The High Speed Rail (HS2) project is designed to significantly reduce journey times between London and the north of England but it is putting the future of a miniature steam railway at risk.

HS2 has been a major talking point for ministers since the idea was put forward and while it will help take the burden off the busy mainline train routes it could actually run through homes, businesses and attractions. One of these affected is Echills Wood Railway, a miniature steam railway in Warwickshire, the Birmingham Mail reports.

The Midlands attraction stands in the middle of the HS2 plans and puts honorary member Pete Waterman in a tricky situation. The former Pop Idol judge and lover of all things railways opened two of the tiny stations at the Kingsbury Water Park attraction but also sit on the government’s high speed task force aimed at getting taxpayers value for money on the HS2 project.

Should the HS2 plans go ahead then Echills Wood Railway will be forced to relocate its Sandy Curve section as high speed trains plough through en route to the East Midlands. Staff have already considered how to work around the new railway and have looked at where it could potentially be relocated to.

Jeff Stevens, general manager of the site, told the newspaper: “We will have to lift track, move things around and find different ways of working. We will be making a compensation claim which will run into thousands. One ton of track alone costs £12,000.

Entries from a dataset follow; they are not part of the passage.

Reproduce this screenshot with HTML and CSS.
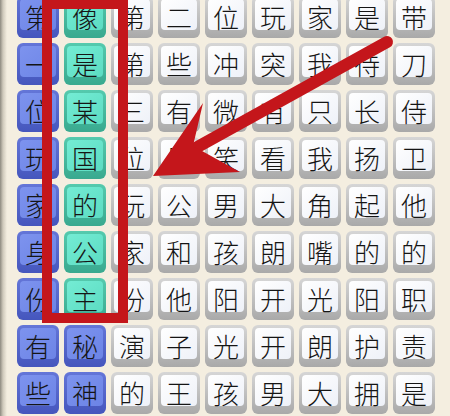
FILE: index.html
```html
<!DOCTYPE html>
<html lang="zh">
<head>
<meta charset="utf-8">
<link rel="stylesheet" href="styles.css">
</head>
<body>
<div class="stage">
  <div class="board">
    <div class="tile blue"><span>第</span></div><div class="tile teal"><span>像</span></div><div class="tile"><span>第</span></div><div class="tile"><span>二</span></div><div class="tile"><span>位</span></div><div class="tile"><span>玩</span></div><div class="tile"><span>家</span></div><div class="tile"><span>是</span></div><div class="tile"><span>带</span></div>
    <div class="tile blue"><span>一</span></div><div class="tile teal"><span>是</span></div><div class="tile"><span>第</span></div><div class="tile"><span>些</span></div><div class="tile"><span>冲</span></div><div class="tile"><span>突</span></div><div class="tile"><span>我</span></div><div class="tile"><span>待</span></div><div class="tile"><span>刀</span></div>
    <div class="tile blue"><span>位</span></div><div class="tile teal"><span>某</span></div><div class="tile"><span>三</span></div><div class="tile"><span>有</span></div><div class="tile"><span>微</span></div><div class="tile"><span>有</span></div><div class="tile"><span>只</span></div><div class="tile"><span>长</span></div><div class="tile"><span>侍</span></div>
    <div class="tile blue"><span>玩</span></div><div class="tile teal"><span>国</span></div><div class="tile"><span>位</span></div><div class="tile"><span>是</span></div><div class="tile"><span>笑</span></div><div class="tile"><span>看</span></div><div class="tile"><span>我</span></div><div class="tile"><span>扬</span></div><div class="tile"><span>卫</span></div>
    <div class="tile blue"><span>家</span></div><div class="tile teal"><span>的</span></div><div class="tile"><span>玩</span></div><div class="tile"><span>公</span></div><div class="tile"><span>男</span></div><div class="tile"><span>大</span></div><div class="tile"><span>角</span></div><div class="tile"><span>起</span></div><div class="tile"><span>他</span></div>
    <div class="tile blue"><span>身</span></div><div class="tile teal"><span>公</span></div><div class="tile"><span>家</span></div><div class="tile"><span>和</span></div><div class="tile"><span>孩</span></div><div class="tile"><span>朗</span></div><div class="tile"><span>嘴</span></div><div class="tile"><span>的</span></div><div class="tile"><span>的</span></div>
    <div class="tile blue"><span>份</span></div><div class="tile teal"><span>主</span></div><div class="tile"><span>份</span></div><div class="tile"><span>他</span></div><div class="tile"><span>阳</span></div><div class="tile"><span>开</span></div><div class="tile"><span>光</span></div><div class="tile"><span>阳</span></div><div class="tile"><span>职</span></div>
    <div class="tile blue"><span>有</span></div><div class="tile blue"><span>秘</span></div><div class="tile"><span>演</span></div><div class="tile"><span>子</span></div><div class="tile"><span>光</span></div><div class="tile"><span>开</span></div><div class="tile"><span>朗</span></div><div class="tile"><span>护</span></div><div class="tile"><span>责</span></div>
    <div class="tile blue"><span>些</span></div><div class="tile blue"><span>神</span></div><div class="tile"><span>的</span></div><div class="tile"><span>王</span></div><div class="tile"><span>孩</span></div><div class="tile"><span>男</span></div><div class="tile"><span>大</span></div><div class="tile"><span>拥</span></div><div class="tile"><span>是</span></div>
  </div>
  <svg class="overlay" width="450" height="416" viewBox="0 0 450 416" xmlns="http://www.w3.org/2000/svg">
    <rect x="47" y="4" width="76" height="314" fill="none" stroke="#c4161b" stroke-width="10"/>
    <line x1="387" y1="42" x2="192" y2="150" stroke="#c4161b" stroke-width="12" stroke-linecap="round"/>
    <polygon points="153,176 203,103 193,146 240,172" fill="#c4161b"/>
  </svg>
</div>
</body>
</html>
```
FILE: styles.css
```css
html, body {
  margin: 0;
  padding: 0;
}
body {
  width: 450px;
  height: 416px;
  overflow: hidden;
  background: #f4eee0;
  font-family: "Noto Sans CJK SC", "Noto Sans CJK JP", sans-serif;
}
.stage {
  position: relative;
  width: 450px;
  height: 416px;
  overflow: hidden;
  background: linear-gradient(to right, #8e8a80 0px, #cfc9bb 3px, #f4eee0 7px);
}
.board {
  display: grid;
  grid-template-columns: repeat(9, 42px);
  grid-auto-rows: 42px;
  gap: 5px;
  padding-left: 17px;
  margin-top: -4px;
}
.tile {
  box-sizing: border-box;
  border-radius: 6px;
  padding: 3px 3px 8px 3px;
  background: linear-gradient(to bottom, #d6d6d6, #a9a9a9);
  display: flex;
}
.tile span {
  flex: 1;
  border-radius: 4px;
  background: linear-gradient(to bottom right, #ffffff, #eef1f8);
  display: flex;
  align-items: center;
  justify-content: center;
  font-size: 26px;
  font-weight: 300;
  line-height: 1;
  color: #151515;
  padding-top: 5px;
}
.tile.blue {
  background: linear-gradient(to bottom, #6476d8, #4556bd);
}
.tile.blue span {
  background: linear-gradient(to bottom right, #7d93ee, #6c84e6);
}
.tile.teal {
  background: linear-gradient(to bottom, #55caae, #39a98f);
}
.tile.teal span {
  background: linear-gradient(to bottom right, #74ecd4, #5cdcc2);
}
.overlay {
  position: absolute;
  left: 0;
  top: 0;
}
```
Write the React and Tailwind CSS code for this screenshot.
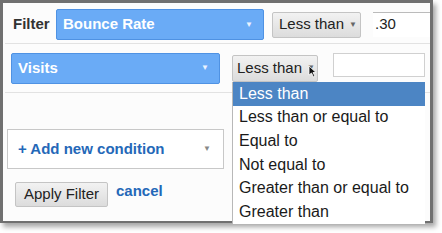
import { Fragment } from 'react'

const options = [
  'Less than',
  'Less than or equal to',
  'Equal to',
  'Not equal to',
  'Greater than or equal to',
  'Greater than',
]

function BlueSelect({ label, className }) {
  return (
    <div
      className={`flex items-center justify-between rounded-[2px] border border-[#4f92e3] bg-[#6aabf6] pl-[6px] pr-[10px] text-[15px] font-bold text-white ${className}`}
    >
      <span>{label}</span>
      <span className="text-[8px] text-[#eaf3ff]">▼</span>
    </div>
  )
}

function GrayButton({ children, className }) {
  return (
    <div
      className={`flex items-center rounded-[2px] border border-[#c4c4c4] bg-gradient-to-b from-[#f2f2f2] to-[#dcdcdc] text-[15px] text-[#222] ${className}`}
    >
      {children}
    </div>
  )
}

export default function App() {
  return (
    <div className="relative h-[233px] w-[442px] overflow-hidden bg-white font-['Liberation_Sans',Arial,sans-serif]">
      <div className="relative h-[223px] w-[433px] border-b-2 border-l-[3px] border-r-[3px] border-t-[3px] border-[#707070] bg-[#fcfcfc] shadow-[3px_4px_5px_rgba(0,0,0,0.35)]">
        {/* row 1 */}
        <div className="flex items-center pl-[10px] pt-[6px]">
          <span className="w-[43px] text-[15px] font-bold text-[#333]">Filter</span>
          <BlueSelect label="Bounce Rate" className="h-[31px] w-[208px]" />
          <GrayButton className="ml-[8px] h-[26px] w-[89px] pl-[6px]">
            Less than <span className="ml-[5px] text-[8px] text-[#666]">▼</span>
          </GrayButton>
          <div className="ml-[12px] h-[25px] flex-1 border-t border-[#bbb] bg-white pl-[2px] text-[15px] text-[#222]">.30</div>
        </div>

        {/* row 2 */}
        <div className="ml-[2px] mt-[3px] flex h-[50px] items-center border-b border-t border-[#e2e2e2] pl-[6px]">
          <BlueSelect label="Visits" className="h-[31px] w-[209px]" />
          <GrayButton className="ml-[12px] h-[27px] w-[86px] pl-[4px]">
            Less than <span className="ml-[5px] text-[8px] text-[#666]">▼</span>
          </GrayButton>
          <div className="mb-[6px] ml-[15px] h-[24px] w-[92px] border border-[#d0d0d0] bg-white" />
        </div>

        {/* add condition */}
        <div className="ml-[4px] mt-[36px] flex h-[40px] w-[217px] items-center justify-between border border-[#c8c8c8] bg-white pl-[10px] pr-[12px]">
          <span className="text-[15px] font-bold text-[#2468b8]">+ Add new condition</span>
          <span className="text-[8px] text-[#888]">▼</span>
        </div>

        <div className="ml-[12px] mt-[13px] flex items-center">
          <GrayButton className="h-[25px] w-[93px] justify-center">Apply Filter</GrayButton>
          <span className="ml-[8px] mt-[-6px] text-[15px] font-bold text-[#2468b8]">cancel</span>
        </div>

        {/* open menu */}
        <div className="absolute left-[229px] top-[79px] w-[193px] border-l border-[#b8b8b8] bg-white">
          {options.map((o, i) => (
            <Fragment key={o}>
              <div
                className={`flex h-[23.6px] items-center pl-[6px] text-[16px] ${
                  i === 0 ? 'bg-[#4c85c4] text-white' : 'text-[#1a1a1a]'
                }`}
              >
                {o}
              </div>
            </Fragment>
          ))}
        </div>

        {/* cursor */}
        <svg className="absolute left-[305px] top-[62px]" width="9" height="13" viewBox="0 0 9 13">
          <path d="M1 1 L1 10 L3.5 8 L5.5 12 L7 11.3 L5 7.5 L8 7.5 Z" fill="#111" stroke="#fff" strokeWidth="0.8" />
        </svg>
      </div>
    </div>
  )
}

There is a silver lining however, as if HS2 is given the go-ahead the miniature steam railway will have a number of years to make a decision before it is actually affected. While moving the most popular line of the attraction will be an inconvenience, Mr Stevens maintained that it could be done if necessary.

Ministers have promoted HS2 to taxpayers in Birmingham appealing to the businessmen and women of the city by stating that it will cut considerable time from a journey to London Euston thanks to a new direct service.